Monday, November 12, 2012
4 p.m. – 6 p.m.
Joukowsky Forum
Monday, November 12, 2012
4 p.m. – 6 p.m.
Joukowsky Forum
"The Justice Cascade: How Human Rights Prosecutions Are Changing World Politics," with Kathryn Sikkink, Department of Political Science, University of Minnesota.
This lecture will both provide an overview of the main conclusions of Sikkink's 2011 book, The Justice Cascade: How Human Rights Prosecutions are Changing World Politics, and update those conclusions with new research conducted since the book was completed. The Justice Cascade examines the important and controversial new trend of holding political leaders criminally accountable for human rights violations. In just three decades, state leaders have gone from being immune to any accountability for their human rights violations to becoming the subjects of highly publicized trials in Latin America, Europe, and Africa. New research suggests that such trials continue to expand and often result in convictions, including some of high level state officials. In this lecture Sikkink will explore the reasons for the emergence of the Justice Cascade and its effects on human rights practices around the world. She argues that the trend is affecting the behavior of political leaders worldwide, and has the potential to change the face of global politics by helping deter human rights violations in the future.
Kathryn Sikkink is a Regents Professor and the McKnight Presidential Chair in Political Science at the University of Minnesota.

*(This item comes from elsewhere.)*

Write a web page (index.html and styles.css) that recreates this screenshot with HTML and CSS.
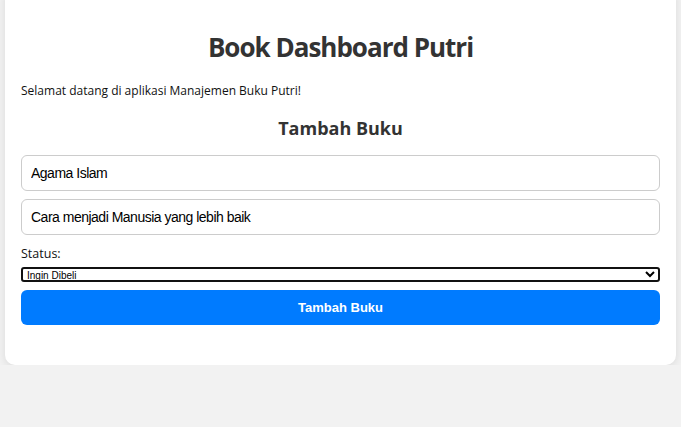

She holds a Ph.D. from Columbia University. Her publications include The Justice Cascade: How Human Rights Prosecutions are Changing World Politics (awarded the Robert F. Kennedy Center Book Award, and the WOLA/Duke University Award); Mixed Signals: U.S. Human Rights Policy and Latin America; Activists Beyond Borders: Advocacy Networks in International Politics (co-authored with Margaret Keck and awarded the Grawemeyer Award for Ideas for Improving World Order, and the ISA Chadwick Alger Award for Best Book in the area of International Organizations); and The Power of Human Rights: International Norms and Domestic Change (co-edited with Thomas Risse and Stephen Ropp). Sikkink has been a Fulbright Scholar in Argentina and a Guggenheim fellow. She is a fellow of the American Association for Arts and Sciences and the Council of Foreign Relations, and a member of the editorial board of the International Studies Quarterly, International Organization, and the American Political Science Review.
Reception to follow.
Location: Joukowsky Forum, Watson Institute, 111 Thayer Street.